Let me explain my reasoning here. Vin Diesel has talent. I know it’s in there somewhere. He was great in Pitch Black, and the saving grace of Find Me Guilty. Perhaps charismatic is the wrong word, but there is within him the ability to do good work. Also, the other two choices, College and Disaster Movie, were almost certainly going to be vomit-inducing affairs, thus Babylon A.D. it was.
So there I was watching Babylon A.D. The flick starts off by spouting the same droll monologue we’ve seen in the trailers, with the same imagery to boot. Then we cut to Toorop (Diesel) walking through a Russian village to some bombastic rap song, pimping a raincoat like it was the new black. Then some action happens (it doesn’t really matter), and the audience is subsequently riddled with videogame-level dialogue that explains some mercenary mission involving getting a girl to the United States.
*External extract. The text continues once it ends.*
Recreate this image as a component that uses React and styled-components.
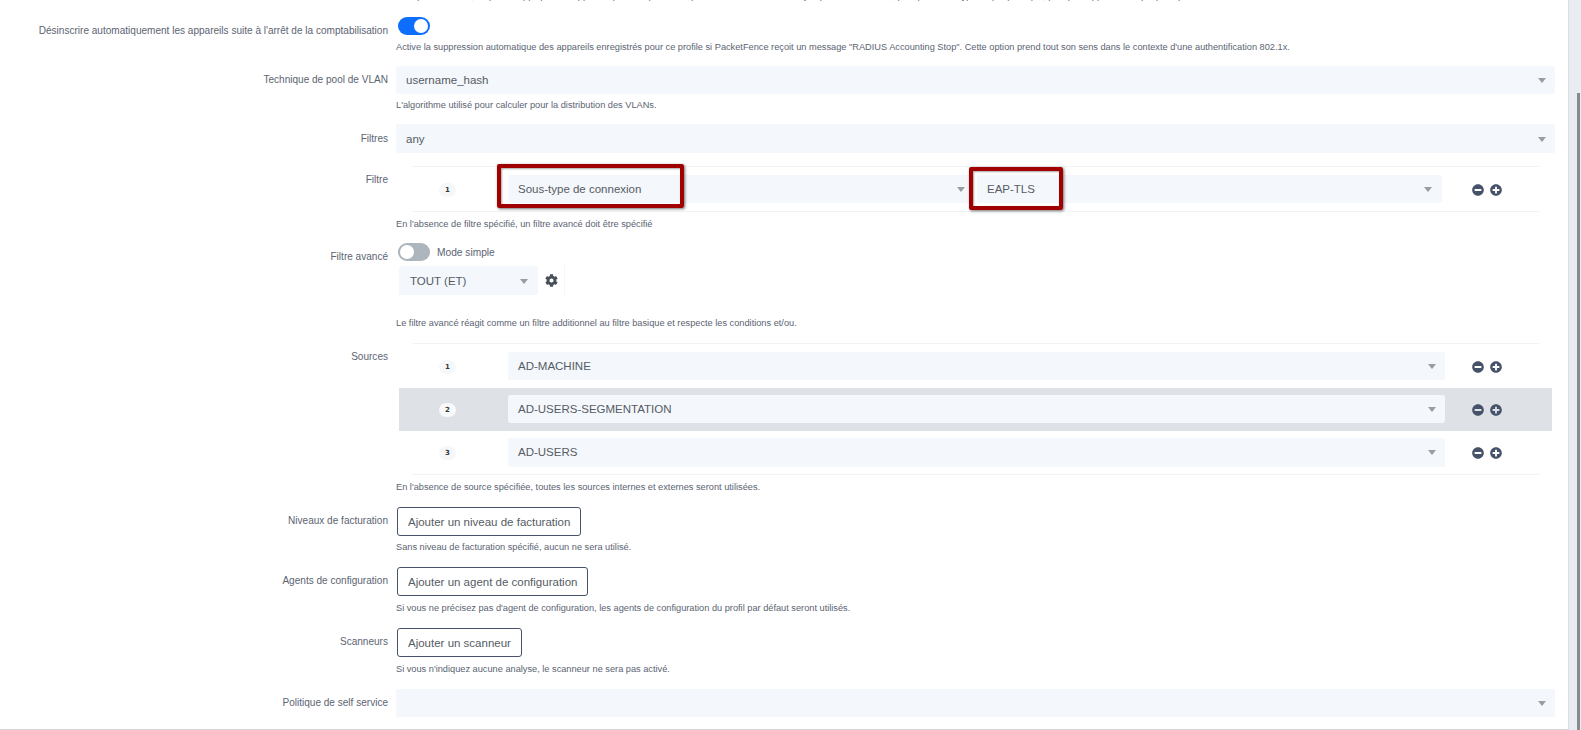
import React from 'react';
import styled, { createGlobalStyle } from 'styled-components';
import { FaMinusCircle, FaPlusCircle, FaCog } from 'react-icons/fa';

const Global = createGlobalStyle`
    html, body {
        margin: 0;
        padding: 0;
        height: 730px;
        overflow: hidden;
        background: #fff;
        font-family: "Liberation Sans", Arial, sans-serif;
    }
`

const Page = styled.div`
    display: flex;
    height: 730px;
`

const Main = styled.main`
    flex: 1;
    height: 729px;
    overflow: hidden;
    border-right: 1px solid #dcdee2;
    border-bottom: 1px solid #d4d6d9;
`

const Track = styled.div`
    width: 12px;
    background: #e9edf3;
    padding: 93px 1px 0 8px;
    box-sizing: border-box;
`

const Thumb = styled.div`
    height: 100%;
    background: #868b92;
`

const Form = styled.form`
    margin-top: -11px;
`

const Row = styled.div`
    display: grid;
    grid-template-columns: 388px 1159px;
    column-gap: 8px;
    margin-bottom: ${props => props.$gap}px;
`

const Label = styled.label`
    text-align: right;
    font-size: 10.05px;
    line-height: 14px;
    color: #5b6472;
    padding-top: ${props => props.$top}px;
`

const Help = styled.div`
    font-size: 9.23px;
    line-height: 14px;
    color: #5b6472;
    margin-top: ${props => props.$top}px;
    white-space: nowrap;
`

const Select = styled.div`
    position: relative;
    display: flex;
    align-items: center;
    height: ${props => props.$height || 28.4}px;
    padding: 0 10px;
    box-sizing: border-box;
    background: #f4f7fb;
    border-radius: 2px;
    font-size: 11.5px;
    color: #555c64;

    &::after {
        content: "";
        position: absolute;
        right: ${props => props.$caret || 9}px;
        top: 50%;
        margin-top: -2px;
        border-style: solid;
        border-width: 5px 4.5px 0 4.5px;
        border-color: #9a9ca0 transparent transparent transparent;
    }
`

const Switch = styled.div`
    width: 32px;
    height: 18px;
    margin-left: 2px;
    border-radius: 9px;
    position: relative;
    background: ${props => props.$on ? '#0d6efd' : '#adb5bd'};

    &::after {
        content: "";
        position: absolute;
        top: 2px;
        left: ${props => props.$on ? '16px' : '2px'};
        width: 14px;
        height: 14px;
        border-radius: 50%;
        background: #fff;
    }
`

const SwitchLine = styled.div`
    display: flex;
    align-items: center;
    gap: 7px;
    font-size: 10.2px;
    color: #5b6472;
`

const List = styled.div`
    margin: 0 3px;
`

const Rule = styled.div`
    height: 1px;
    margin: 0 13px;
    background: #f1f3f6;
`

const ListRow = styled.div`
    display: grid;
    grid-template-columns: ${props => props.$columns};
    align-items: center;
    height: ${props => props.$height || 43.33}px;
    background: ${props => props.$active ? '#dee1e6' : 'transparent'};
`

const Badge = styled.span`
    justify-self: start;
    margin: 2px 0 0 40px;
    width: 17px;
    height: 14px;
    border-radius: 7px;
    background: ${props => props.$active ? '#f8f9fa' : '#f6f7f9'};
    display: flex;
    align-items: center;
    justify-content: center;
    font-family: "DejaVu Sans", sans-serif;
    font-weight: 700;
    font-size: 7px;
    color: #343a40;
`

const Actions = styled.div`
    display: flex;
    gap: 6px;
    margin-top: 2px;
    padding-left: ${props => props.$left}px;
    font-size: 12px;
    color: #465269;

    svg {
        display: block;
    }
`

const Annotation = styled.span`
    position: absolute;
    left: ${props => props.$left}px;
    top: ${props => props.$top}px;
    width: ${props => props.$width}px;
    height: ${props => props.$height}px;
    box-sizing: border-box;
    border: 4px solid #a00000;
    border-radius: 2px;
    box-shadow: 1px 1px 3px rgba(0, 0, 0, 0.55), inset 1px 1px 2px rgba(0, 0, 0, 0.35);
`

const FilterLine = styled.div`
    display: flex;
    align-items: center;
    margin: 3px 0 0 3px;
`

const FieldSelect = styled(Select)`
    margin-right: 3px;
`

const MatchSelect = styled(Select)`
    width: 139px;
    padding-left: 11px;
`

const GearBox = styled.div`
    display: flex;
    align-items: center;
    height: 33px;
    padding: 0 6px 0 7px;
    font-size: 13px;
    color: #484f57;
    border-right: 1px solid #f6f7f9;
`

const OutlineButton = styled.button`
    display: block;
    height: 29px;
    padding: 0 10px;
    margin-left: 1px;
    background: #fff;
    border: 1px solid #465269;
    border-radius: 3px;
    font-family: inherit;
    font-size: 11.5px;
    color: #555c64;
`

const RowActions = ({ left }) => (
    <Actions $left={left}>
        <FaMinusCircle />
        <FaPlusCircle />
    </Actions>
)

const sources = ['AD-MACHINE', 'AD-USERS-SEGMENTATION', 'AD-USERS'];

const App = () => (
    <Page>
        <Global />
        <Main>
            <Form>
                <Row $gap={14}>
                    <span />
                    <Help $top={0}>Lorsqu'il est activé, ce profil s'applique aux appareils pour lesquels la requête de connexion a été reçue par PacketFence, quel que soit le type de périphérique, puis par rapport à chaque politique.</Help>
                </Row>

                <Row $gap={12}>
                    <Label $top={7}>Désinscrire automatiquement les appareils suite à l'arrêt de la comptabilisation</Label>
                    <div>
                        <Switch $on />
                        <Help $top={5}>Active la suppression automatique des appareils enregistrés pour ce profile si PacketFence reçoit un message "RADIUS Accounting Stop". Cette option prend tout son sens dans le contexte d'une authentification 802.1x.</Help>
                    </div>
                </Row>

                <Row $gap={12}>
                    <Label $top={7}>Technique de pool de VLAN</Label>
                    <div>
                        <Select>username_hash</Select>
                        <Help $top={4}>L'algorithme utilisé pour calculer pour la distribution des VLANs.</Help>
                    </div>
                </Row>

                <Row $gap={13}>
                    <Label $top={8}>Filtres</Label>
                    <Select>any</Select>
                </Row>

                <Row $gap={12}>
                    <Label $top={7}>Filtre</Label>
                    <div>
                        <List>
                            <Rule />
                            <ListRow $columns="109px 469px 465px 1fr" $height={44.4}>
                                <Badge>1</Badge>
                                <FieldSelect>
                                    Sous-type de connexion
                                    <Annotation $left={-11} $top={-11} $width={187} $height={44} />
                                </FieldSelect>
                                <Select $caret={10}>
                                    EAP-TLS
                                    <Annotation $left={-8} $top={-8} $width={94} $height={43} />
                                </Select>
                                <RowActions left={30} />
                            </ListRow>
                            <Rule />
                        </List>
                        <Help $top={5}>En l'absence de filtre spécifié, un filtre avancé doit être spécifié</Help>
                    </div>
                </Row>

                <Row $gap={13}>
                    <Label $top={7}>Filtre avancé</Label>
                    <div>
                        <SwitchLine>
                            <Switch />
                            Mode simple
                        </SwitchLine>
                        <FilterLine>
                            <MatchSelect $caret={10}>TOUT (ET)</MatchSelect>
                            <GearBox><FaCog /></GearBox>
                        </FilterLine>
                        <Help $top={19}>Le filtre avancé réagit comme un filtre additionnel au filtre basique et respecte les conditions et/ou.</Help>
                    </div>
                </Row>

                <Row $gap={13}>
                    <Label $top={7}>Sources</Label>
                    <div>
                        <List>
                            <Rule />
                            {sources.map((source, index) => (
                                <ListRow key={source} $columns="109px 937px 1fr" $active={index === 1}>
                                    <Badge $active={index === 1}>{index + 1}</Badge>
                                    <Select>{source}</Select>
                                    <RowActions left={27} />
                                </ListRow>
                            ))}
                            <Rule />
                        </List>
                        <Help $top={5}>En l'absence de source spécifiée, toutes les sources internes et externes seront utilisées.</Help>
                    </div>
                </Row>

                <Row $gap={13}>
                    <Label $top={7}>Niveaux de facturation</Label>
                    <div>
                        <OutlineButton type="button">Ajouter un niveau de facturation</OutlineButton>
                        <Help $top={4}>Sans niveau de facturation spécifié, aucun ne sera utilisé.</Help>
                    </div>
                </Row>

                <Row $gap={13}>
                    <Label $top={7}>Agents de configuration</Label>
                    <div>
                        <OutlineButton type="button">Ajouter un agent de configuration</OutlineButton>
                        <Help $top={5}>Si vous ne précisez pas d'agent de configuration, les agents de configuration du profil par défaut seront utilisés.</Help>
                    </div>
                </Row>

                <Row $gap={13}>
                    <Label $top={7}>Scanneurs</Label>
                    <div>
                        <OutlineButton type="button">Ajouter un scanneur</OutlineButton>
                        <Help $top={5}>Si vous n'indiquez aucune analyse, le scanneur ne sera pas activé.</Help>
                    </div>
                </Row>

                <Row $gap={0}>
                    <Label $top={7}>Politique de self service</Label>
                    <Select $height={28} />
                </Row>
            </Form>
        </Main>
        <Track>
            <Thumb />
        </Track>
    </Page>
);

export default App;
So Toorop goes to pick up the girl. Her name is Aurora, and she lives in a convent, and Sister Rebeka (Michelle Yeoh) is her guardian. After a bit of obligatory discourse between the mercenary and the sister that confirms Toorop’s abrasive mannerisms, we meet Aurora (Melanie Thierry). It’s the kind of introduction where time slows down, with a faint singing of choirgirls. The type of introduction that insists impending doom. But we’ll get to that later.
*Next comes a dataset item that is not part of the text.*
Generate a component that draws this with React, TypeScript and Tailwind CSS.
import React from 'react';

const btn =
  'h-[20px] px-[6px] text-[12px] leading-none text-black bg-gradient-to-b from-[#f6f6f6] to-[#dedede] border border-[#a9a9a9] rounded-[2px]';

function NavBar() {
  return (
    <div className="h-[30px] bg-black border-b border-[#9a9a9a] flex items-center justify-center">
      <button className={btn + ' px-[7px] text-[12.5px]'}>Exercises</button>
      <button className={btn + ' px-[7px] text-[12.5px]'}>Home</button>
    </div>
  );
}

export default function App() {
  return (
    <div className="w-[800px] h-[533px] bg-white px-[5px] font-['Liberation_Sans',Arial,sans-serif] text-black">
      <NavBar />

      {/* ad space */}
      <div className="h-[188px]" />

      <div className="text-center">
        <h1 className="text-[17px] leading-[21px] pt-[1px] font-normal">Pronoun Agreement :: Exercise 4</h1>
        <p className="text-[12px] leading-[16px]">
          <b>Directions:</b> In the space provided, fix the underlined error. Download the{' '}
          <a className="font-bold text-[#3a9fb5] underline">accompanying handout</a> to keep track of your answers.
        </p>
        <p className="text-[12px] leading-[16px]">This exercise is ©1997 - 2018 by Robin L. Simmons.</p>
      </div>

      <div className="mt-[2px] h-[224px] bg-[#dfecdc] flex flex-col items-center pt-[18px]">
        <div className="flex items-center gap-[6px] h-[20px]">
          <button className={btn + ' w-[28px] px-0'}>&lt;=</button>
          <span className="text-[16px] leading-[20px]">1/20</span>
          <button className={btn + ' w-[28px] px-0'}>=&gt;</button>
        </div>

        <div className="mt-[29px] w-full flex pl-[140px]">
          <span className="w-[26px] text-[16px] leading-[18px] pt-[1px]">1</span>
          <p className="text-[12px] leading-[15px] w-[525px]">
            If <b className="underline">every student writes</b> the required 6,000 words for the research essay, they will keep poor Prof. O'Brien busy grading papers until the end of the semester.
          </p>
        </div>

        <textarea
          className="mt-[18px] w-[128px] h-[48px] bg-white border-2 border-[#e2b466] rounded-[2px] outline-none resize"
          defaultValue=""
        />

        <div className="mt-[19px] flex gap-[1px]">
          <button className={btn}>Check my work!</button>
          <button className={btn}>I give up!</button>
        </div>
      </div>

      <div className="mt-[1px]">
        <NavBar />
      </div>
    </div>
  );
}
Wait – let’s get to the doom now. Aurora has apparently never been outside the convent, and so the brutality of the world is a bit jarring. She freaks out. She runs away. Toorop and Sister Reb go after her. Then a building blows up. Aurora knew it was going to happen. What’s the deal? Is there mystical hoopajoop afoot?
Maybe, maybe not. I think I can safely say I had no idea what was happening after this point in the story. And believe me, I tried. I really tried. It is my job as a film critic to try. But there’s nothing here. Babylon A.D. is nothing but empty dialogue and random action sequences accompanied by an overbearing soundtrack.
Director Matthew Kassovitz has obviously watched his fair share of science fiction, in particular Blade Runner and The Fifth Element. The action sequences, however orthodox, are directed with some skill. The alternate future he has created is visually all encompassing; I especially liked the apartment they visit in the flick’s third act, with its rotating door-walls and television that can’t be turned off (you can change the channel).
The failure here is really the script by Eric Besnard. He has watched the same movies as Kassovitz, but he has also played a lot of videogames. The dialogue here could be ripped right from Grand Theft Auto III, and the plot developments are about as motivated as when Bowser would steal Peach at the end of every fourth-level in NES’s Super Mario Bros. It’s a first draft that was given a budget, which is a crime all-too-common in today’s rush of quick-dollar movie making.
Accordingly, the actors go into default mode. Diesel grunts his manly man grunt, because what’s an action star to do without a script? Yeoh goes into commander mode, her go-to acting method when she’s just doing it for a paycheck. And while Thierry is a relatively new face, her character is required to scream and cry – the same motivations that child actors are delegated. The film’s biggest challenge is to milk tears out of Diesel, to no avail I might add. How can a man cry when he has no real motivation? Not everybody is Ben Affleck.
Whether Babylon A.D. is the kind of bad that is quoted for eternity is hard to say. I will admit to having found my own perverse joy in shouting “WHAT IS WRONG WITH HER?!?” for the last few days. But I don’t think that’s the fate of this sci-fi cinematic blunder. No, save the possibility of cult status, this one is doomed to sit in the $1.99 bin at Walgreens. It’s a fate probably shared by Disaster Movie, College and Traitor.
Running time: 90 minutes. Directed by Matthew Kassovitz. Produced by Kassovitz and Alain Goldman. Written by Eric Besnard. Starring Vin Diesel, Michelle Yeoh, Melanie Thierry, Gerard Depardieu and Charlotte Rampling. A Twentieth Century Fox release. Rated PG-13
2 responses so far ↓
Kat L. // September 13, 2008 at 6:27 am |
Gary,
This is Kat.
Nice review…My only question is: Is this the same Matthew Kassovitz that starred in Amelie??? Because of it is, I probably wont enter a theater ever again.
Or at least, until “The Road” comes out.
Gary Sundt // September 13, 2008 at 8:35 am |
Hey Kat – It is, in fact, the very same guy. But sometimes people are just better actors than they are directors, or visa versa. I think he’s more talented as a performer, but it may be more than that.
His work on American films has been particularly weak (he also directed Gothika, which I didn’t much care for). It could also be an issue with the studios as well (he has openly come out against the studios, as he feel they are primarily responsible for the failure of Babylon A.D.).
But I am excited for The Road. Nov. 28 yo!